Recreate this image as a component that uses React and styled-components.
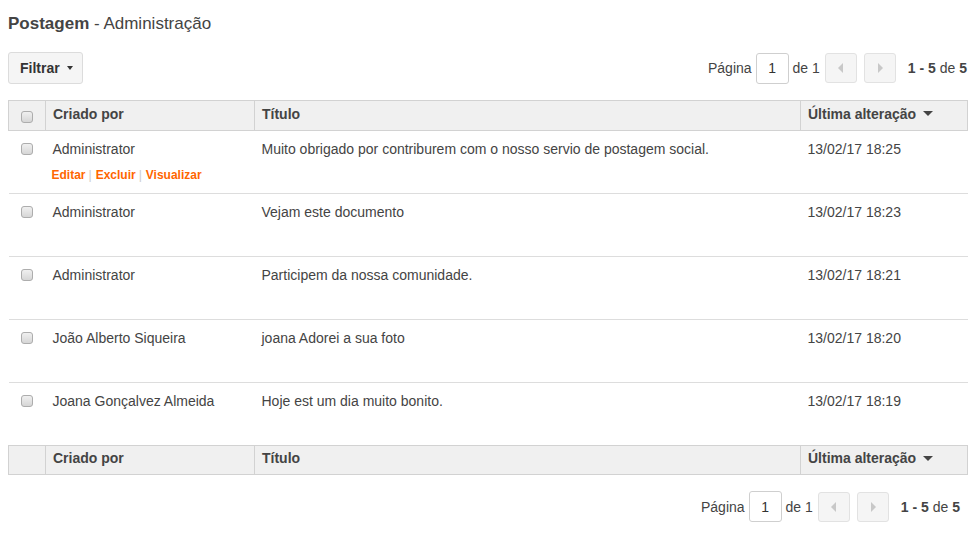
import React from "react";
import styled, { createGlobalStyle } from "styled-components";

const Global = createGlobalStyle`
  html, body { margin: 0; padding: 0; background: #fff; }
  body { font-family: "Liberation Sans", Arial, sans-serif; color: #444; font-size: 14px; }
`;

const Page = styled.div`
  padding: 0 8px 8px;
`;

const Title = styled.h1`
  margin: 14px 0 0;
  font-size: 17px;
  line-height: 20px;
  font-weight: normal;
  color: #444;
  b { font-weight: bold; }
`;

const Toolbar = styled.div`
  display: flex;
  align-items: center;
  justify-content: space-between;
  margin-top: 18px;
`;

const FilterButton = styled.button`
  display: inline-flex;
  align-items: center;
  gap: 7px;
  height: 32px;
  width: 75px;
  padding: 0 0 0 11px;
  font-family: inherit;
  font-size: 14px;
  font-weight: bold;
  color: #333;
  background: #f5f5f5;
  border: 1px solid #dcdcdc;
  border-radius: 3px;
`;

const Pager = styled.div`
  display: flex;
  align-items: center;
  font-size: 14px;
  color: #444;
  padding-right: ${(p) => p.$pr || 0}px;
`;

const PageInput = styled.div`
  width: 33px;
  height: 31px;
  box-sizing: border-box;
  margin: 0 4px;
  border: 1px solid #cfcfcf;
  border-radius: 3px;
  display: flex;
  align-items: center;
  justify-content: center;
  color: #333;
`;

const PagerButton = styled.div`
  width: 32px;
  height: 30px;
  box-sizing: border-box;
  margin-left: ${(p) => p.$ml}px;
  border: 1px solid #e2e2e2;
  border-radius: 3px;
  background: #f5f5f5;
  display: flex;
  align-items: center;
  justify-content: center;
`;

const Count = styled.span`
  margin-left: 12px;
  b { font-weight: bold; color: #444; }
`;

const Table = styled.table`
  margin-top: 16px;
  width: 959px;
  border-collapse: collapse;
  table-layout: fixed;
`;

const HeadRow = styled.tr`
  height: ${(p) => p.$h}px;
`;

const HeadCell = styled.th`
  padding: 0 7px 4px;
  text-align: left;
  font-size: 14px;
  font-weight: bold;
  color: #444;
  background: #f0f0f0;
  border: 1px solid #d2d2d2;
  vertical-align: middle;
  white-space: nowrap;
`;

const CheckHead = styled(HeadCell)`
  text-align: center;
  padding: 2px 0 0;
  line-height: 0;
`;

const Row = styled.tr`
  height: 63px;
  border-bottom: 1px solid #dddddd;
`;

const Cell = styled.td`
  vertical-align: top;
  padding: 8px 7px 0;
  font-size: 14px;
  line-height: 20px;
  color: #444;
  white-space: nowrap;
`;

const CheckCell = styled(Cell)`
  text-align: center;
  padding: 12px 0 0;
  line-height: 0;
`;

const Box = styled.span`
  display: inline-block;
  width: 12px;
  height: 12px;
  box-sizing: border-box;
  border: 1px solid #adadad;
  border-radius: 3px;
  background: linear-gradient(#f0f0f0, #d6d6d6);
`;

const Actions = styled.div`
  margin-top: 7px;
  margin-left: -1px;
  font-size: 12px;
  line-height: 18px;
  font-weight: bold;
`;

const Link = styled.a`
  color: #ff6600;
  text-decoration: none;
`;

const Sep = styled.span`
  color: #cccccc;
  font-weight: normal;
  margin: 0 4px 0 3px;
`;

const SortCaret = styled.span`
  display: inline-block;
  margin-left: 7px;
  vertical-align: middle;
  width: 0;
  height: 0;
  border-left: 5px solid transparent;
  border-right: 5px solid transparent;
  border-top: 5px solid #444;
  position: relative;
  top: -1px;
`;

const BottomBar = styled.div`
  display: flex;
  justify-content: flex-end;
  margin-top: 16px;
`;

const Arrow = ({ dir }) => (
  <svg width="6" height="10" viewBox="0 0 6 10">
    {dir === "left" ? (
      <path d="M5 0 L0 5 L5 10 Z" fill="#c8c8c8" />
    ) : (
      <path d="M1 0 L6 5 L1 10 Z" fill="#c8c8c8" />
    )}
  </svg>
);

const Caret = () => (
  <svg width="6" height="4" viewBox="0 0 6 4">
    <path d="M0 0 H6 L3 4 Z" fill="#333" />
  </svg>
);

const rows = [
  ["Administrator", "Muito obrigado por contriburem com o nosso servio de postagem social.", "13/02/17 18:25", true],
  ["Administrator", "Vejam este documento", "13/02/17 18:23"],
  ["Administrator", "Participem da nossa comunidade.", "13/02/17 18:21"],
  ["João Alberto Siqueira", "joana Adorei a sua foto", "13/02/17 18:20"],
  ["Joana Gonçalvez Almeida", "Hoje est um dia muito bonito.", "13/02/17 18:19"],
];

const PagerBlock = ({ pr }) => (
  <Pager $pr={pr}>
    Página
    <PageInput>1</PageInput>
    de 1
    <PagerButton $ml={5}><Arrow dir="left" /></PagerButton>
    <PagerButton $ml={7}><Arrow dir="right" /></PagerButton>
    <Count><b>1 - 5</b> de <b>5</b></Count>
  </Pager>
);

const HeaderRow = ({ check, h }) => (
  <HeadRow $h={h}>
    <CheckHead>{check && <Box />}</CheckHead>
    <HeadCell>Criado por</HeadCell>
    <HeadCell>Título</HeadCell>
    <HeadCell>Última alteração<SortCaret /></HeadCell>
  </HeadRow>
);

export default function App() {
  return (
    <Page>
      <Global />
      <Title><b>Postagem</b> - Administração</Title>
      <Toolbar>
        <FilterButton>Filtrar <Caret /></FilterButton>
        <PagerBlock />
      </Toolbar>
      <Table>
        <colgroup>
          <col style={{ width: 37 }} />
          <col style={{ width: 209 }} />
          <col style={{ width: 546 }} />
          <col style={{ width: 167 }} />
        </colgroup>
        <thead>
          <HeaderRow check h={30} />
        </thead>
        <tbody>
          {rows.map(([who, title, date, actions], i) => (
            <Row key={i}>
              <CheckCell><Box /></CheckCell>
              <Cell>
                {who}
                {actions && (
                  <Actions>
                    <Link href="#">Editar</Link>
                    <Sep>|</Sep>
                    <Link href="#">Excluir</Link>
                    <Sep>|</Sep>
                    <Link href="#">Visualizar</Link>
                  </Actions>
                )}
              </Cell>
              <Cell>{title}</Cell>
              <Cell>{date}</Cell>
            </Row>
          ))}
        </tbody>
        <tfoot>
          <HeaderRow h={29} />
        </tfoot>
      </Table>
      <BottomBar>
        <PagerBlock pr={7} />
      </BottomBar>
    </Page>
  );
}
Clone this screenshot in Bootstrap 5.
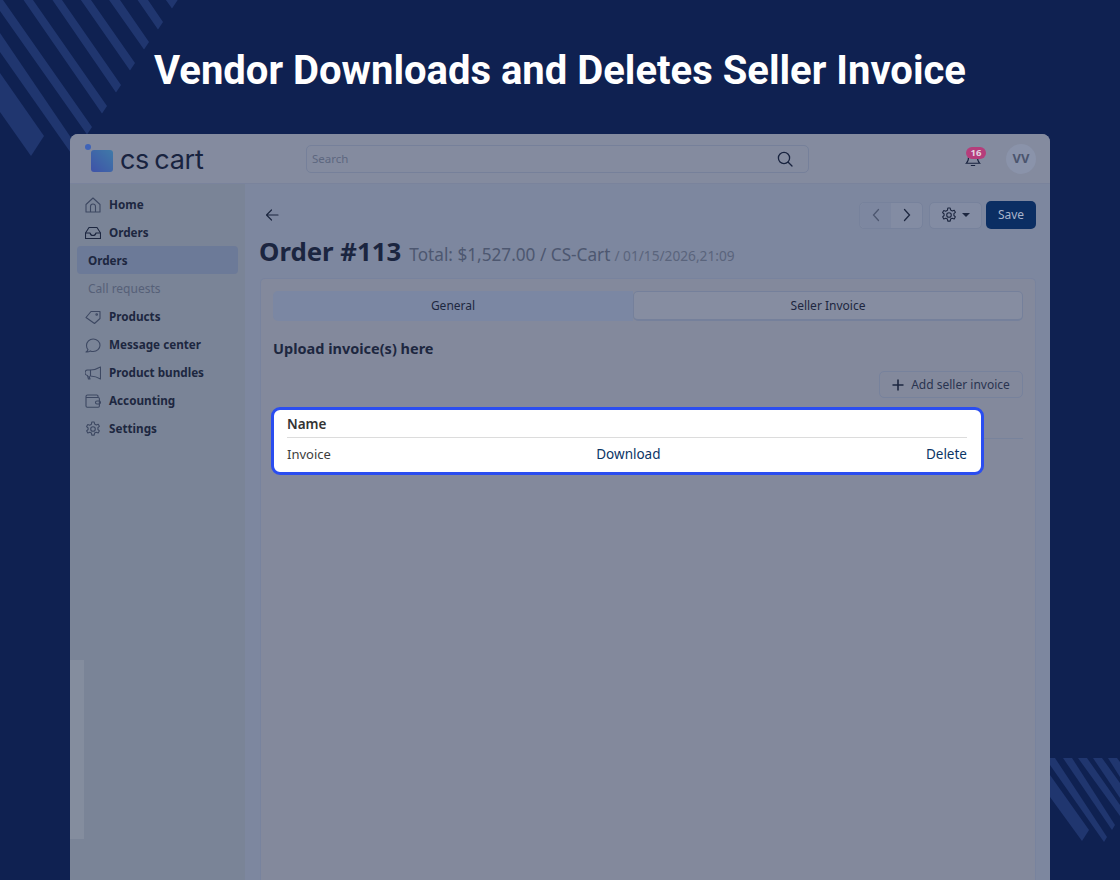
<!DOCTYPE html>
<html lang="en">
<head>
  <meta charset="UTF-8" />
  <meta name="viewport" content="width=device-width, initial-scale=1" />
  <title>Vendor Downloads and Deletes Seller Invoice</title>
  <link href="https://cdn.jsdelivr.net/npm/bootstrap@5.3.0/dist/css/bootstrap.min.css" rel="stylesheet" />
  <style>
    html, body { height: 880px; overflow: hidden; }
    body { background: #0f2151; font-family: "Noto Sans", sans-serif; position: relative; color: #1d2740; }
    svg { display: block; flex: none; }
    .deco { position: absolute; left: 0; top: 0; }
    .deco polygon { fill: #20366f; }

    .page-title { position: relative; font-family: Roboto, sans-serif; font-weight: 700; font-size: 40px; line-height: 48px; color: #fff; text-align: center; margin: 0; padding: 47px 0 39px; }

    .app-window { position: relative; width: 980px; height: 746px; margin-left: 70px; border-radius: 8px 8px 0 0; overflow: hidden; background: #7d879f; }
    .app-top { height: 50px; background: #848b9f; border-bottom: 1px solid #7a839c; padding: 0 14px 0 15px; }
    .brand { width: 221px; }
    .brand-mark { position: relative; width: 28px; height: 30px; margin-right: 8px; }
    .brand-mark i { position: absolute; left: 6px; top: 6px; width: 22px; height: 22px; border-radius: 3px; background: linear-gradient(225deg, #3f7aa8, #3f52a8); }
    .brand-mark b { position: absolute; left: 0; top: 0; width: 6px; height: 6px; border-radius: 50%; background: #3f63b8; }
    .brand-name { font-family: Inter, sans-serif; font-size: 27px; font-weight: 400; letter-spacing: -.3px; line-height: 30px; color: #18233f; word-spacing: -2px; margin-left: -1px; padding-top: 2px; }
    .search-box { width: 503px; height: 28px; border: 1px solid #76809a; border-radius: 5px; padding: 0 15px 0 5px; font-size: 11.5px; color: #5d6780; }
    .bell-wrap { position: relative; margin-right: 25px; }
    .bell-count { position: absolute; left: 1px; top: -3px; width: 20px; height: 12px; border-radius: 6px; background: #b53d7b; color: #e3d5e2; font-size: 9.5px; font-weight: 700; line-height: 12px; text-align: center; }
    .avatar { width: 30px; height: 30px; border-radius: 50%; background: #8a93aa; font-size: 13px; font-weight: 700; color: #4b556e; }

    .app-body { height: 696px; }
    .side { position: relative; width: 175px; background: #7a8497; padding: 6px 7px 0; }
    .side-link { height: 28px; padding-left: 8px; padding-top: 1px; gap: 8px; font-size: 11.7px; font-weight: 700; color: #1d2740; }
    .side-sub { padding-left: 11px; border-radius: 4px; }
    .side-sub.is-active { background: #6c7a98; }
    .side-sub.is-muted { font-weight: 400; color: #566077; font-size: 12px; }
    .scroll-strip { position: absolute; left: 0; top: 476px; width: 14px; height: 179px; background: #848d9e; }

    .content { flex: 1; min-width: 0; padding: 17px 14px 0 15px; }
    .tool-btn { height: 27px; border: 1px solid #77829c; background: #838ca3; color: #1d2740; padding: 0; border-radius: 5px; }
    .pager { width: 64px; }
    .pager span { flex: 1; height: 100%; }
    .pager span:first-child { background: #7d87a0; border-radius: 5px 0 0 5px; }
    .gear-btn { width: 53px; margin: 0 4px 0 6px; gap: 5px; }
    .caret-mark { width: 0; height: 0; border-left: 4px solid transparent; border-right: 4px solid transparent; border-top: 4px solid #1d2740; }
    .save-btn { width: 50px; height: 28px; background: #0b2e63; border: 0; color: #a9b4ca; font-size: 12px; padding: 0; border-radius: 5px; }
    .order-head { margin: 5px 0 10px -1px; height: 34px; white-space: nowrap; }
    .order-no { font-size: 25.8px; font-weight: 700; line-height: 34px; margin: 0 8px 0 0; color: #1b2540; }
    .order-total { font-size: 17.2px; color: #4d5770; }
    .order-date { font-size: 13.7px; color: #5a647c; margin-left: 4px; }

    .panel { height: 620px; border: 1px solid #78839e; border-bottom: 0; border-radius: 5px 5px 0 0; background: #83899c; padding: 12px 12px 0; }
    .tab-row { height: 30px; border-radius: 5px; font-size: 12px; color: #1d2740; }
    .tab-on { width: 360px; background: #7b87a3; border-radius: 5px 0 0 5px; }
    .tab-off { flex: 1; background: #868da1; border: 1px solid #75809b; border-bottom-width: 2px; border-radius: 5px; }
    .upload-title { font-size: 14.5px; font-weight: 700; line-height: 20px; margin: 17px 0 13px; color: #1d2740; }
    .add-btn { width: 144px; height: 27px; border: 1px solid #77829c; border-radius: 5px; gap: 7px; font-size: 12px; color: #2a3450; padding: 0; background: transparent; }
    .row-line { position: relative; height: 41px; border-bottom: 1px solid #78839c; }
    .invoice-focus { position: absolute; left: -2px; right: 39px; top: 9px; height: 68px; background: #fff; border: 3px solid #2a4df0; border-radius: 9px; padding: 0 14px 0 13px; font-size: 13px; color: #3d3d3d; }
    .invoice-head { height: 28px; font-weight: 600; font-size: 13.5px; border-bottom: 1px solid #dcdcdc; color: #333; line-height: 29px; }
    .invoice-row { height: 33px; }
    .invoice-row a { color: #0b3566; font-size: 13.5px; }
  </style>
</head>
<body>
  <svg class="deco" width="1120" height="880" viewBox="0 0 1120 880">
    <!-- top left stripes -->
    <polygon points="161,-24 182,-6 177,1 172,8.6 149,-24" />
    <polygon points="132,-24 148,0 163,22 158,29.6 110,-40" />
    <polygon points="104,-24 120,0 149,42 144,49.6 88,-30" />
    <polygon points="75,-24 91,0 135,63 130,70.6 60,-30" />
    <polygon points="46,-24 62,0 121,85 116,92.6 36,-24" />
    <polygon points="17,-24 33,0 107,106 102,113.6 7,-24" />
    <polygon points="0,-5 3,0 92,127 87,134.6 0,11" />
    <polygon points="0,33 78,148 73,156 0,52" />
    <polygon points="0,73 44,136 31,156 0,112" />
    <!-- bottom right stripes -->
    <polygon points="1050,758 1055,758 1107,837 1104,842 1050,765" />
    <polygon points="1063,758 1072,758 1115,825 1112,830 1063,758" />
    <polygon points="1078,758 1087,758 1120,805 1120,816" />
    <polygon points="1093,758 1102,758 1120,783 1120,798" />
    <polygon points="1108,758 1117,758 1120,762 1120,777" />
    <polygon points="1050,775 1089,830 1082,841 1050,797" />
  </svg>

  <h1 class="page-title">Vendor Downloads and Deletes Seller Invoice</h1>

  <div class="app-window">
    <header class="app-top d-flex align-items-center">
      <div class="brand d-flex align-items-center">
        <div class="brand-mark"><b></b><i></i></div>
        <span class="brand-name">cs cart</span>
      </div>
      <div class="search-box d-flex align-items-center justify-content-between">
        <span>Search</span>
        <svg width="16" height="16" viewBox="0 0 16 16" fill="none" stroke="#18233f" stroke-width="1.3"><circle cx="7" cy="7" r="5.6"/><path d="M11.2 11.2 15 15" stroke-linecap="round"/></svg>
      </div>
      <div class="ms-auto d-flex align-items-center">
        <div class="bell-wrap">
          <svg width="16" height="18" viewBox="0 0 16 18" fill="none" stroke="#18233f" stroke-width="1.1"><path d="M8 2C5.2 2 3.6 4 3.6 6.6c0 4-1.1 5.6-2.2 6.6h13.2c-1.1-1-2.2-2.6-2.2-6.6C12.4 4 10.800 2 8 2Z"/><path d="M6.300 15.500h3.400" stroke-linecap="round"/></svg>
          <span class="bell-count">16</span>
        </div>
        <div class="avatar d-flex align-items-center justify-content-center">VV</div>
      </div>
    </header>

    <div class="app-body d-flex">
      <nav class="side d-flex flex-column">
        <div class="side-link d-flex align-items-center">
          <svg width="16" height="16" viewBox="0 0 16 16" fill="none" stroke="#3d4862" stroke-width="1.1" stroke-linejoin="round"><path d="M1 7.500 8 1l7 6.500V15H1Z"/><path d="M5.500 15V9.500a2.500 2.500 0 0 1 5 0V15"/></svg>
          Home
        </div>
        <div class="side-link d-flex align-items-center">
          <svg width="16" height="16" viewBox="0 0 16 16" fill="none" stroke="#1d2740" stroke-width="1.1" stroke-linejoin="round"><path d="M4 2.500h8L15.500 8v5.500h-15V8Z"/><path d="M.5 8H5c.5 2 1.500 2.500 3 2.500S10.500 10 11 8h4.500"/></svg>
          Orders
        </div>
        <div class="side-link side-sub is-active d-flex align-items-center">Orders</div>
        <div class="side-link side-sub is-muted d-flex align-items-center">Call requests</div>
        <div class="side-link d-flex align-items-center">
          <svg width="16" height="16" viewBox="0 0 16 16" fill="none" stroke="#3d4862" stroke-width="1.1" stroke-linejoin="round"><path d="M1 8.500 6 2.500h9v7l-5.500 5Z"/><circle cx="11.700" cy="5.500" r=".8"/></svg>
          Products
        </div>
        <div class="side-link d-flex align-items-center">
          <svg width="16" height="16" viewBox="0 0 16 16" fill="none" stroke="#3d4862" stroke-width="1.1" stroke-linejoin="round"><path d="M1 15c1-.5 1.800-1.300 2-2.300C2 11.500 1.500 10 1.500 8.500 1.500 4.800 4.500 2 8.200 2S15 4.800 15 8.300s-3 6.200-6.800 6.200c-1 0-2-.2-2.800-.6C4.300 14.700 2.800 15.200 1 15Z"/></svg>
          Message center
        </div>
        <div class="side-link d-flex align-items-center">
          <svg width="16" height="16" viewBox="0 0 16 16" fill="none" stroke="#3d4862" stroke-width="1.1" stroke-linejoin="round"><path d="M15.500 2v12c-3-1.800-6-2.800-10-3V5c4-.2 7-1.200 10-3Z"/><path d="M5.500 5H3a2.500 2.500 0 0 0-.5 5.500l1 3.500H5l-1-3"/></svg>
          Product bundles
        </div>
        <div class="side-link d-flex align-items-center">
          <svg width="16" height="16" viewBox="0 0 16 16" fill="none" stroke="#3d4862" stroke-width="1.1" stroke-linejoin="round"><path d="M13 4.500V3.200c0-.7-.5-1.200-1.200-1.200H2.500C1.500 2 1 2.700 1 3.500V13c0 .7.500 1.200 1.200 1.200h11c.7 0 1.200-.5 1.200-1.200V5.700c0-.7-.5-1.200-1.200-1.200H1.300"/><rect x="10.500" y="8" width="5" height="3" rx="1.500"/></svg>
          Accounting
        </div>
        <div class="side-link d-flex align-items-center">
          <svg width="16" height="16" viewBox="0 0 16 16" fill="none" stroke="#3d4862" stroke-width="1.1" stroke-linejoin="round"><circle cx="8" cy="8" r="2.300"/><path d="M6.800 1h2.400l.4 2 1.700.9 1.900-.7 1.200 2.100-1.500 1.300v1.900l1.500 1.300-1.200 2.100-1.900-.7-1.700.9-.4 2H6.800l-.4-2-1.700-.9-1.900.7-1.200-2.100 1.500-1.300V7l-1.500-1.400 1.200-2.100 1.900.7 1.700-.9Z"/></svg>
          Settings
        </div>
        <div class="scroll-strip"></div>
      </nav>

      <main class="content">
        <div class="d-flex align-items-center justify-content-between">
          <svg class="ms-1" width="16" height="16" viewBox="0 0 16 16" fill="none" stroke="#1d2740" stroke-width="1.200" stroke-linecap="round" stroke-linejoin="round"><path d="M14 8H2.500M7.500 3l-5 5 5 5"/></svg>
          <div class="d-flex align-items-center">
            <div class="tool-btn pager d-flex overflow-hidden">
              <span class="d-flex align-items-center justify-content-center"><svg width="10" height="14" viewBox="0 0 10 14" fill="none" stroke="#4d5770" stroke-width="1.300" stroke-linecap="round"><path d="M7.500 1.500 2.500 7l5 5.500"/></svg></span>
              <span class="d-flex align-items-center justify-content-center"><svg width="10" height="14" viewBox="0 0 10 14" fill="none" stroke="#1d2740" stroke-width="1.300" stroke-linecap="round"><path d="m2.500 1.500 5 5.500-5 5.500"/></svg></span>
            </div>
            <button class="btn tool-btn gear-btn d-flex align-items-center justify-content-center">
              <svg width="16" height="16" viewBox="0 0 16 16" fill="none" stroke="#1d2740" stroke-width="1.100" stroke-linejoin="round"><circle cx="8" cy="8" r="2.300"/><path d="M6.800 1h2.400l.4 2 1.700.9 1.900-.7 1.200 2.100-1.500 1.300v1.900l1.500 1.300-1.200 2.100-1.900-.7-1.700.9-.4 2H6.800l-.4-2-1.700-.9-1.900.7-1.200-2.100 1.500-1.300V7l-1.500-1.400 1.200-2.100 1.900.7 1.700-.9Z"/></svg>
              <span class="caret-mark"></span>
            </button>
            <button class="btn save-btn">Save</button>
          </div>
        </div>

        <div class="order-head d-flex align-items-baseline">
          <h2 class="order-no">Order #113</h2>
          <span class="order-total">Total: $1,527.00 / CS-Cart</span>
          <span class="order-date">/ 01/15/2026,21:09</span>
        </div>

        <section class="panel">
          <div class="tab-row d-flex">
            <div class="tab-on d-flex align-items-center justify-content-center">General</div>
            <div class="tab-off d-flex align-items-center justify-content-center">Seller Invoice</div>
          </div>
          <h5 class="upload-title">Upload invoice(s) here</h5>
          <div class="d-flex justify-content-end">
            <button class="btn add-btn d-flex align-items-center justify-content-center">
              <svg width="12" height="12" viewBox="0 0 12 12" fill="none" stroke="#1d2740" stroke-width="1.600"><path d="M6 .5v11M.5 6h11"/></svg>
              Add seller invoice
            </button>
          </div>
          <div class="row-line">
            <div class="invoice-focus">
              <div class="invoice-head">Name</div>
              <div class="invoice-row d-flex align-items-center justify-content-between">
                <span>Invoice</span>
                <a class="text-decoration-none" href="#">Download</a>
                <a class="text-decoration-none" href="#">Delete</a>
              </div>
            </div>
          </div>
        </section>
      </main>
    </div>
  </div>

  <script src="https://cdn.jsdelivr.net/npm/bootstrap@5.3.0/dist/js/bootstrap.bundle.min.js"></script>
</body>
</html>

#### Stated goal:
From the listing above, restate verbatim the lines running from the one with "Clone this screenshot in Bootstrap 5." through the one with "font-family: Roboto, sans-serif;", inclusive, but not the pictures.

#### Answer to this task:
Clone this screenshot in Bootstrap 5.
<!DOCTYPE html>
<html lang="en">
<head>
  <meta charset="UTF-8" />
  <meta name="viewport" content="width=device-width, initial-scale=1" />
  <title>Vendor Downloads and Deletes Seller Invoice</title>
  <link href="https://cdn.jsdelivr.net/npm/bootstrap@5.3.0/dist/css/bootstrap.min.css" rel="stylesheet" />
  <style>
    html, body { height: 880px; overflow: hidden; }
    body { background: #0f2151; font-family: "Noto Sans", sans-serif; position: relative; color: #1d2740; }
    svg { display: block; flex: none; }
    .deco { position: absolute; left: 0; top: 0; }
    .deco polygon { fill: #20366f; }

    .page-title { position: relative; font-family: Roboto, sans-serif; font-weight: 700; font-size: 40px; line-height: 48px; color: #fff; text-align: center; margin: 0; padding: 47px 0 39px; }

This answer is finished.